South Africa is not about to withdraw from the International Criminal Court (ICC), despite the ANC resolving at a conference earlier this month that the government should do exactly that.
The Mail & Guardian has learned that a difference of opinion in the government has stalled the matter and that it is reluctant to implement the party’s resolution.
This is the strongest signal yet that withdrawing from the ICC is not universally supported in the ANC and among its deployees in government, despite the fact that party leaders have claimed unity on the matter.

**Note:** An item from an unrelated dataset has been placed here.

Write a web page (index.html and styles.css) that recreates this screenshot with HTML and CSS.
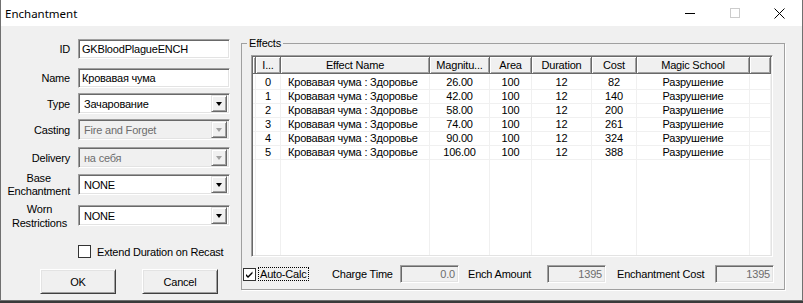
FILE: index.html
```html
<!DOCTYPE html>
<html lang="ru">
<head>
    <meta charset="UTF-8">
    <title>Enchantment</title>
    <link rel="stylesheet" href="styles.css">
</head>
<body>
    <div class="window">
        <div class="titlebar">
            <span class="title">Enchantment</span>
            <div class="caption-buttons">
                <span class="cap-btn">
                    <svg width="10" height="10" viewBox="0 0 10 10"><line x1="0" y1="5.5" x2="10" y2="5.5" stroke="#000" stroke-width="1"/></svg>
                </span>
                <span class="cap-btn">
                    <svg width="10" height="10" viewBox="0 0 10 10"><rect x="0.5" y="0.5" width="9" height="9" fill="none" stroke="#cccccc" stroke-width="1"/></svg>
                </span>
                <span class="cap-btn">
                    <svg width="11" height="11" viewBox="0 0 11 11"><path d="M0.5 0.5 L10.5 10.5 M10.5 0.5 L0.5 10.5" stroke="#000" stroke-width="1" fill="none"/></svg>
                </span>
            </div>
        </div>

        <div class="client">
            <div class="left-panel">
                <div class="field row-id">
                    <div class="field-label">ID</div>
                    <div class="edit">GKBloodPlagueENCH</div>
                </div>
                <div class="field row-name">
                    <div class="field-label">Name</div>
                    <div class="edit">Кровавая чума</div>
                </div>
                <div class="field row-type">
                    <div class="field-label">Type</div>
                    <div class="combo"><span class="combo-text">Зачарование</span><span class="drop-btn"></span></div>
                </div>
                <div class="field row-casting">
                    <div class="field-label">Casting</div>
                    <div class="combo disabled"><span class="combo-text">Fire and Forget</span><span class="drop-btn"></span></div>
                </div>
                <div class="field row-delivery">
                    <div class="field-label">Delivery</div>
                    <div class="combo disabled"><span class="combo-text">на себя</span><span class="drop-btn"></span></div>
                </div>
                <div class="field row-base">
                    <div class="field-label"><span class="two-line">Base<br>Enchantment</span></div>
                    <div class="combo"><span class="combo-text">NONE</span><span class="drop-btn"></span></div>
                </div>
                <div class="field row-worn">
                    <div class="field-label"><span class="two-line worn">Worn<br>Restrictions</span></div>
                    <div class="combo"><span class="combo-text">NONE</span><span class="drop-btn"></span></div>
                </div>
                <div class="check-row">
                    <span class="checkbox"></span>
                    <span>Extend Duration on Recast</span>
                </div>
                <div class="buttons">
                    <button class="btn">OK</button>
                    <button class="btn">Cancel</button>
                </div>
            </div>

            <fieldset class="effects">
                <legend>Effects</legend>
                <div class="listview">
                    <table class="effects-table">
                        <colgroup>
                            <col class="c-pad">
                            <col class="c-index">
                            <col class="c-name">
                            <col class="c-mag">
                            <col class="c-area">
                            <col class="c-dur">
                            <col class="c-cost">
                            <col class="c-school">
                            <col class="c-fill">
                        </colgroup>
                        <thead>
                            <tr>
                                <th></th>
                                <th>I...</th>
                                <th>Effect Name</th>
                                <th>Magnitu...</th>
                                <th>Area</th>
                                <th>Duration</th>
                                <th>Cost</th>
                                <th>Magic School</th>
                                <th></th>
                            </tr>
                        </thead>
                        <tbody>
                            <tr><td></td><td>0</td><td class="name">Кровавая чума : Здоровье</td><td>26.00</td><td>100</td><td>12</td><td>82</td><td>Разрушение</td><td></td></tr>
                            <tr><td></td><td>1</td><td class="name">Кровавая чума : Здоровье</td><td>42.00</td><td>100</td><td>12</td><td>140</td><td>Разрушение</td><td></td></tr>
                            <tr><td></td><td>2</td><td class="name">Кровавая чума : Здоровье</td><td>58.00</td><td>100</td><td>12</td><td>200</td><td>Разрушение</td><td></td></tr>
                            <tr><td></td><td>3</td><td class="name">Кровавая чума : Здоровье</td><td>74.00</td><td>100</td><td>12</td><td>261</td><td>Разрушение</td><td></td></tr>
                            <tr><td></td><td>4</td><td class="name">Кровавая чума : Здоровье</td><td>90.00</td><td>100</td><td>12</td><td>324</td><td>Разрушение</td><td></td></tr>
                            <tr><td></td><td>5</td><td class="name">Кровавая чума : Здоровье</td><td>106.00</td><td>100</td><td>12</td><td>388</td><td>Разрушение</td><td></td></tr>
                            <tr class="filler"><td></td><td></td><td></td><td></td><td></td><td></td><td></td><td></td><td></td></tr>
                        </tbody>
                    </table>
                </div>

                <div class="calc-row">
                    <div class="auto-calc">
                        <span class="checkbox checked">
                            <svg width="9" height="9" viewBox="0 0 9 9"><path d="M1 4 L3 6 L7.5 1.5 L7.5 3.5 L3 8 L1 6 Z" fill="#000"/></svg>
                        </span>
                        <span class="focus-text">Auto-Calc</span>
                    </div>
                    <span class="calc-label lbl-charge">Charge Time</span>
                    <span class="readonly">0.0</span>
                    <span class="calc-label lbl-amount">Ench Amount</span>
                    <span class="readonly">1395</span>
                    <span class="calc-label lbl-cost">Enchantment Cost</span>
                    <span class="readonly">1395</span>
                </div>
            </fieldset>
        </div>
    </div>
</body>
</html>
```

FILE: styles.css
```css
body {
    margin: 0;
    background-color: #3a3a3a;
    font-family: "Liberation Sans", Arial, sans-serif;
    font-size: 11px;
    letter-spacing: -0.2px;
    color: #000;
}
.window {
    width: 803px;
    height: 301px;
    box-sizing: border-box;
    background-color: #f0f0f0;
    border: 1px solid #707070;
    border-top: none;
    overflow: hidden;
}
.titlebar {
    height: 26px;
    background-color: #fff;
    display: flex;
    align-items: center;
    justify-content: space-between;
}
.title {
    font-family: "Noto Sans", sans-serif;
    font-size: 11.5px;
    letter-spacing: 0;
    padding-left: 4px;
}
.caption-buttons {
    display: flex;
    height: 100%;
}
.cap-btn {
    width: 45px;
    height: 100%;
    display: flex;
    align-items: center;
    justify-content: center;
}
.client {
    display: flex;
    align-items: flex-start;
}
.left-panel {
    width: 240px;
    padding-top: 13px;
}

/* label + control rows */
.field {
    display: flex;
    align-items: center;
    height: 20px;
}
.field-label {
    width: 69px;
    margin-right: 8px;
    text-align: right;
    flex-shrink: 0;
}
.two-line {
    display: inline-block;
    text-align: center;
    line-height: 13px;
}
.two-line.worn {
    margin-right: 3px;
    line-height: 14px;
}
.row-name { margin-top: 9px; }
.row-type { margin-top: 5px; height: 21px; }
.row-casting { margin-top: 5px; height: 21px; }
.row-delivery { margin-top: 7px; height: 21px; }
.row-base { margin-top: 6px; height: 21px; }
.row-worn { margin-top: 10px; height: 21px; }

.edit,
.combo,
.readonly {
    box-sizing: border-box;
    background-color: #fff;
    border: 1px solid;
    border-color: #a0a0a0 #fff #fff #a0a0a0;
    box-shadow: inset 1px 1px #696969, inset -1px -1px #e3e3e3;
}
.edit {
    width: 152px;
    height: 20px;
    padding: 0 3px;
    line-height: 18px;
}
.combo {
    width: 152px;
    height: 21px;
    display: flex;
    align-items: center;
    padding: 2px;
}
.combo-text {
    flex: 1;
    padding-left: 3px;
}
.drop-btn {
    width: 16px;
    height: 17px;
    box-sizing: border-box;
    background-color: #f0f0f0;
    border: 1px solid;
    border-color: #e3e3e3 #696969 #696969 #e3e3e3;
    box-shadow: inset 1px 1px #fff, inset -1px -1px #a0a0a0;
    display: flex;
    align-items: center;
    justify-content: center;
}
.drop-btn::after {
    content: "";
    border-left: 3.5px solid transparent;
    border-right: 3.5px solid transparent;
    border-top: 4px solid #000;
    margin-top: 1px;
}
.combo.disabled {
    background-color: #f0f0f0;
    color: #6d6d6d;
}
.combo.disabled .drop-btn::after {
    border-top-color: #a0a0a0;
}

.check-row {
    display: flex;
    align-items: center;
    margin-top: 19px;
    padding-left: 77px;
    height: 13px;
}
.checkbox {
    width: 13px;
    height: 13px;
    box-sizing: border-box;
    border: 1px solid #333;
    background-color: #fff;
    margin-right: 6px;
    display: flex;
    align-items: center;
    justify-content: center;
    flex-shrink: 0;
}
.buttons {
    display: flex;
    gap: 26px;
    margin-top: 11px;
    padding-left: 39px;
}
.btn {
    width: 76px;
    height: 25px;
    font-family: inherit;
    font-size: 11px;
    letter-spacing: -0.2px;
    background-color: #f0f0f0;
    border: 1px solid;
    border-color: #fff #404040 #404040 #fff;
    box-shadow: inset 1px 1px #e3e3e3, inset -1px -1px #a0a0a0;
    padding: 0;
}

/* Effects group */
.effects {
    width: 544px;
    box-sizing: border-box;
    margin: 11px 0 0 0;
    padding: 0 0 6px 0;
    border: 1px solid #a0a0a0;
    box-shadow: 1px 1px 0 #fff;
    min-inline-size: 0;
}
.effects legend {
    margin-left: 5px;
    padding: 0 2px;
    line-height: 13px;
    background-color: #f0f0f0;
}
.listview {
    width: 522px;
    height: 202px;
    margin: 5px 0 0 9px;
    box-sizing: border-box;
    background-color: #fff;
    border: 1px solid;
    border-color: #a0a0a0 #fff #fff #a0a0a0;
    box-shadow: inset 1px 1px #696969, inset -1px -1px #e3e3e3;
    padding: 1px;
}
.effects-table {
    width: 518px;
    height: 198px;
    table-layout: fixed;
    border-collapse: separate;
    border-spacing: 0;
}
.c-pad { width: 3px; }
.c-index { width: 25px; }
.c-name { width: 149px; }
.c-mag { width: 60px; }
.c-area { width: 42px; }
.c-dur { width: 60px; }
.c-cost { width: 45px; }
.c-school { width: 113px; }
.c-fill { width: 21px; }

.effects-table th {
    height: 17px;
    box-sizing: border-box;
    padding: 0;
    font-weight: normal;
    background-color: #f0f0f0;
    border-right: 1px solid #696969;
    border-bottom: 1px solid #696969;
    box-shadow: inset 1px 1px #fff, inset -1px -1px #a0a0a0;
    white-space: nowrap;
    overflow: hidden;
}
.effects-table td {
    height: 14px;
    box-sizing: border-box;
    padding: 0;
    line-height: 13px;
    text-align: center;
    white-space: nowrap;
    overflow: hidden;
    border-right: 1px solid #f0f0f0;
    border-bottom: 1px solid #f0f0f0;
}
.effects-table tbody tr:first-child td {
    height: 16px;
    border-top: 2px solid #fff;
}
.effects-table td.name {
    text-align: left;
    padding-left: 7px;
}
.effects-table tr.filler td {
    height: auto;
    border-bottom: none;
}

.calc-row {
    display: flex;
    align-items: center;
    height: 18px;
    margin-top: 8px;
    padding-left: 1px;
}
.auto-calc {
    width: 89px;
    display: flex;
    align-items: center;
}
.auto-calc .checkbox {
    margin-right: 2px;
}
.focus-text {
    border: 1px dotted #000;
    padding: 0 1px;
    line-height: 12px;
}
.calc-label {
    flex-shrink: 0;
}
.lbl-charge { width: 68px; }
.lbl-amount { width: 79px; margin-left: 9px; }
.lbl-cost { width: 98px; margin-left: 11px; }
.readonly {
    width: 59px;
    height: 18px;
    background-color: #f0f0f0;
    color: #6d6d6d;
    text-align: right;
    padding-right: 3px;
    line-height: 16px;
}
```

South Africa has been at odds with the international court since June, when Sudanese President Omar al-Bashir visited the country to attend an African Union summit. As a signatory to the ICC’s Rome Statute, Pretoria was expected to arrest al-Bashir – indicted for war crimes, crimes against humanity and genocide – but President Jacob Zuma’s government allowed him to leave the country despite a court order specifically prohibiting his departure.

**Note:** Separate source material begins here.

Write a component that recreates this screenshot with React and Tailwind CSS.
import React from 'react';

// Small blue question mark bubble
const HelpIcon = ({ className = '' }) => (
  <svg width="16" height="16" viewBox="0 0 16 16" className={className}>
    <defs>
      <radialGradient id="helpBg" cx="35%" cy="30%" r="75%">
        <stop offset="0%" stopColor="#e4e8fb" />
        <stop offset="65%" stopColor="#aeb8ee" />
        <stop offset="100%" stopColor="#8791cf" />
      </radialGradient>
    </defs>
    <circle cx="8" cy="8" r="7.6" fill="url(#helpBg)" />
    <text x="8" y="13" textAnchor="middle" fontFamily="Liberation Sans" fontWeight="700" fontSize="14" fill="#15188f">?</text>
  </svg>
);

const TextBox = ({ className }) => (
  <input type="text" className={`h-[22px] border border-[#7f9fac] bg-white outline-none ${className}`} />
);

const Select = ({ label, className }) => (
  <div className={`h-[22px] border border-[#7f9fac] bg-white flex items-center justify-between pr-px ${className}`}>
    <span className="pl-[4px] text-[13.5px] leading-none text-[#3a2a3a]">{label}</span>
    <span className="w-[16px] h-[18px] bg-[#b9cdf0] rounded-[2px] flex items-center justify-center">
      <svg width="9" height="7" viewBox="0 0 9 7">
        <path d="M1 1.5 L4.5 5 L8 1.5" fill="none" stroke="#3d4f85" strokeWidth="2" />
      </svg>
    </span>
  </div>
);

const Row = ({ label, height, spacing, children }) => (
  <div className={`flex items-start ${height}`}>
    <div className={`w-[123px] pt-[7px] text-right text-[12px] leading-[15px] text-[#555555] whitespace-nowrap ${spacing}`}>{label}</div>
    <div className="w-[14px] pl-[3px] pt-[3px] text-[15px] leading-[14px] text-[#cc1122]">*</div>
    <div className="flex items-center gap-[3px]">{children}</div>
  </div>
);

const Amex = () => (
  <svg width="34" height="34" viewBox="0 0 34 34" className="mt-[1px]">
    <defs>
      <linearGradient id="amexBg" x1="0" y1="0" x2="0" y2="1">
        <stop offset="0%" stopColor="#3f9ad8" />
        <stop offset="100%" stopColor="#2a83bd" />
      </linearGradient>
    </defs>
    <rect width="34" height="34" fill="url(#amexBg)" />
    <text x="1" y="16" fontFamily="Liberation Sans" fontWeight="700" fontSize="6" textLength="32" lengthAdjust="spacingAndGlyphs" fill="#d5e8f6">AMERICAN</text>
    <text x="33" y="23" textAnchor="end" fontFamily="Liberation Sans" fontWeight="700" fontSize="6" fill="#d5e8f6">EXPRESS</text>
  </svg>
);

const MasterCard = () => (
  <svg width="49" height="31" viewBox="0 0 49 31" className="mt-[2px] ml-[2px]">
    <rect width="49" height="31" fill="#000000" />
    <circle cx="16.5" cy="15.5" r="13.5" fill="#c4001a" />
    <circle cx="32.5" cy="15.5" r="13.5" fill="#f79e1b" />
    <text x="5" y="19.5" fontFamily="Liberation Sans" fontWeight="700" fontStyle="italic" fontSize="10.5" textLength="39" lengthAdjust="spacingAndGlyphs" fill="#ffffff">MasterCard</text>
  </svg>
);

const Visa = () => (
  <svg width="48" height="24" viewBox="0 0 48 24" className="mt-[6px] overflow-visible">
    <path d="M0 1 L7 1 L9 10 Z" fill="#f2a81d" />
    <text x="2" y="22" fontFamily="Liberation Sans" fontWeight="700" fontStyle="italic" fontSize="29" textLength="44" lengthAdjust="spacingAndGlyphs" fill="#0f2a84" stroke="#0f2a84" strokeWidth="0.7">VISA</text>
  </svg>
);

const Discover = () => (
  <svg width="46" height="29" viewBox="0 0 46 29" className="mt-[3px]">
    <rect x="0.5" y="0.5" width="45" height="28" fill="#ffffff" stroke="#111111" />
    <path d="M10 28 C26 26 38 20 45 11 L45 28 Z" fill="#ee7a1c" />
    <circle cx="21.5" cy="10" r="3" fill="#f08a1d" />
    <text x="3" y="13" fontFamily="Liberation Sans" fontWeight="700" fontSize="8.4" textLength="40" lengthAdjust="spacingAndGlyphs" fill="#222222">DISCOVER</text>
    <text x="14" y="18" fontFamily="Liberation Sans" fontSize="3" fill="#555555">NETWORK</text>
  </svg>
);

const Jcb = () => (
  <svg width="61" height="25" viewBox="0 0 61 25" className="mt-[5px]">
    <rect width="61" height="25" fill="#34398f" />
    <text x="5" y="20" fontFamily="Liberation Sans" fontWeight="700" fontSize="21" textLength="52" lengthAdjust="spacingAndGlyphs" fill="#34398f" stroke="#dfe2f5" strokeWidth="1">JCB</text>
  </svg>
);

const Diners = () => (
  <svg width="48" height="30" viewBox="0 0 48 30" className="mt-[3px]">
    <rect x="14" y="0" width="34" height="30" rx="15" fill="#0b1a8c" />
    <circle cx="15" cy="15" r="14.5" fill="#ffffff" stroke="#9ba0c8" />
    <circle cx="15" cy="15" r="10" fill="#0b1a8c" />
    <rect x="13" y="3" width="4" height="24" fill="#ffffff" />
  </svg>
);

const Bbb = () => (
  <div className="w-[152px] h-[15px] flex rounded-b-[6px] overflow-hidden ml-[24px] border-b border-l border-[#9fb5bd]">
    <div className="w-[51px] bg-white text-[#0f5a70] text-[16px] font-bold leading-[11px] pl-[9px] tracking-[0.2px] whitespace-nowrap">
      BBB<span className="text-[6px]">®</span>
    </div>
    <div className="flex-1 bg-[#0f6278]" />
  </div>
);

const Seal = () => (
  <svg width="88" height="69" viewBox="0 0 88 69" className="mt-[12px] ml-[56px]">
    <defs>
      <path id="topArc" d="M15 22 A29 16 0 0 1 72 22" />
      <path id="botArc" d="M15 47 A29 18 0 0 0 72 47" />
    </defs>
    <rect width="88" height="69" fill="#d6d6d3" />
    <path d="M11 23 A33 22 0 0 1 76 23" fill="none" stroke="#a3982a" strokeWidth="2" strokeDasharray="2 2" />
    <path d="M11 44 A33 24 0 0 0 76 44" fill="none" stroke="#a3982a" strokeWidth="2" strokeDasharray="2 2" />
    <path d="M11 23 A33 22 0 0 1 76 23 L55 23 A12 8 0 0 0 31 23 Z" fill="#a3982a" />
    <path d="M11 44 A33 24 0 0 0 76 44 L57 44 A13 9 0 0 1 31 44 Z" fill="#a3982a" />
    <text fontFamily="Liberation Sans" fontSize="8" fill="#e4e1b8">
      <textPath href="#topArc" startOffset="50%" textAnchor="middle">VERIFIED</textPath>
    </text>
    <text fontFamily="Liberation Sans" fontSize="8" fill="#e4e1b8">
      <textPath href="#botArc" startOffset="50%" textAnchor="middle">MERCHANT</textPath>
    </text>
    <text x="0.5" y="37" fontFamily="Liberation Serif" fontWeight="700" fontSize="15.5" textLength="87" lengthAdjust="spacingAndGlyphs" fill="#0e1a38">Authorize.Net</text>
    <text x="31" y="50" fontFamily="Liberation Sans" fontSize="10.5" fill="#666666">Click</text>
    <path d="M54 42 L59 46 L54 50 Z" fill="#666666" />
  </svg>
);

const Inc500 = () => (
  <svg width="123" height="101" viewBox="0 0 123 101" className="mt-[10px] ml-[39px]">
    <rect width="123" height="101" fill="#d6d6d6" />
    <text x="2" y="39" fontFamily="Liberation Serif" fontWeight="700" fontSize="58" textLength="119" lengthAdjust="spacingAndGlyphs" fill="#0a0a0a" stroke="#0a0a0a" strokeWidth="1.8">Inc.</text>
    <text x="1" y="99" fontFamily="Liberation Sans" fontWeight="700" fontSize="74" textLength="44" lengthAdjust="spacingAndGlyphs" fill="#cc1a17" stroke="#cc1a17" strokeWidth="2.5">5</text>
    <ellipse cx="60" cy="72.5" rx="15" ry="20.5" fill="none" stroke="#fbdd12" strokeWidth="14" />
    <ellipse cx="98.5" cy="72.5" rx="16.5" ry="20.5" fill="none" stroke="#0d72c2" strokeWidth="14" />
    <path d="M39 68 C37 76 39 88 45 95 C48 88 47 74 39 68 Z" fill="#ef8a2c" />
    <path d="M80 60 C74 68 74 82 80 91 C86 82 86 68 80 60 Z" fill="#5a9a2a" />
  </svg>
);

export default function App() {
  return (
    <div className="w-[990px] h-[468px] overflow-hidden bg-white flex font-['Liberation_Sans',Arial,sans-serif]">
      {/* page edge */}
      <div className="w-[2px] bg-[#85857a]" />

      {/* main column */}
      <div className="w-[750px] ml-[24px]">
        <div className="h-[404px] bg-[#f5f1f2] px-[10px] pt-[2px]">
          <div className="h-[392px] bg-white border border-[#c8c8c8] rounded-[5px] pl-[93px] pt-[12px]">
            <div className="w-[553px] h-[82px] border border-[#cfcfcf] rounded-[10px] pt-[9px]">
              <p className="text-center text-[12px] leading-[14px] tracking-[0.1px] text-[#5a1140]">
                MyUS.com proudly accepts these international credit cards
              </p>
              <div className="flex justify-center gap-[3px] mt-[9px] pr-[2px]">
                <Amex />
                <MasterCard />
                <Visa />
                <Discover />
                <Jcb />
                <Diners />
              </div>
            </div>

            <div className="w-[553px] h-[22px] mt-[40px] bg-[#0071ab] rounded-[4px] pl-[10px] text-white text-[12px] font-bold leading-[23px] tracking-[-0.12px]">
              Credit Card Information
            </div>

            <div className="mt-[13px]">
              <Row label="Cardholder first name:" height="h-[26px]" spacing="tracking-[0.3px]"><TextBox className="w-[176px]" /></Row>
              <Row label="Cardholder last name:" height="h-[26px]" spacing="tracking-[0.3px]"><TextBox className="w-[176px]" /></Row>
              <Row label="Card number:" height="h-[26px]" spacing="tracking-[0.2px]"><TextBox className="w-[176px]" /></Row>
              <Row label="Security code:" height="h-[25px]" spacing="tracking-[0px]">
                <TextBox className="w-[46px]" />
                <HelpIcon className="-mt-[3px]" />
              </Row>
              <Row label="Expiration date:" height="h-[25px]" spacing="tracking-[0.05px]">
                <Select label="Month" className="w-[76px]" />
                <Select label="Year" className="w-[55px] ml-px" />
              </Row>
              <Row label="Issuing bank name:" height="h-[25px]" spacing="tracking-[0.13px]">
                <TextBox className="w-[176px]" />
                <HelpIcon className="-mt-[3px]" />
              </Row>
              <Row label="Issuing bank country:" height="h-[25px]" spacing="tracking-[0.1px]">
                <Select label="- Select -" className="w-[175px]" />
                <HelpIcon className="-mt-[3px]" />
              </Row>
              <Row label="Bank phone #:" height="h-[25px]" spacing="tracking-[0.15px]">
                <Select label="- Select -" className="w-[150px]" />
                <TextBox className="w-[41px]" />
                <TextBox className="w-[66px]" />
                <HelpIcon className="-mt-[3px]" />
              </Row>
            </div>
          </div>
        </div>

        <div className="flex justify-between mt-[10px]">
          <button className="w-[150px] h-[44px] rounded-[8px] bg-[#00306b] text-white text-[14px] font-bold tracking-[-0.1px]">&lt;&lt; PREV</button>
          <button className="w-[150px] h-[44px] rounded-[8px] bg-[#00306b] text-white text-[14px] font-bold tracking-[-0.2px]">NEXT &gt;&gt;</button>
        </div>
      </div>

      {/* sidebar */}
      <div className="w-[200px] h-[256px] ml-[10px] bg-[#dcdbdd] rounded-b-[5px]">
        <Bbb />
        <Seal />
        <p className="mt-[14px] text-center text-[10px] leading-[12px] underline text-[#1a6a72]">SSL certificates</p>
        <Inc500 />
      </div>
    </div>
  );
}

A senior government official in the diplomatic corps told the M&G that the stark differences in how to handle the country’s proposed withdrawal from the ICC are mainly between those in government who understood the possible negative impact of that action and politicians who simply wanted to take the hard line to make a point.
“We regrouped as diplomats and said: ‘Yes, we want to consider and respect the movement’s resolutions, but there are issues that we need to consider first,’” the government source said.
“We [South Africa] are the leader on the continent and we are the ones who stopped African countries from withdrawing from the ICC. We can’t engage on that matter before we make the necessary consultations with other African countries.”
The source was referring to the African Union summit in 2013, where South Africa convinced fellow countries on the continent that it was a bad idea to leave the ICC. At the time, the ANC had asked the South African delegation “not to break ranks with the continent”, whose members were almost unanimous in their wish to withdraw from the Netherlands-based court.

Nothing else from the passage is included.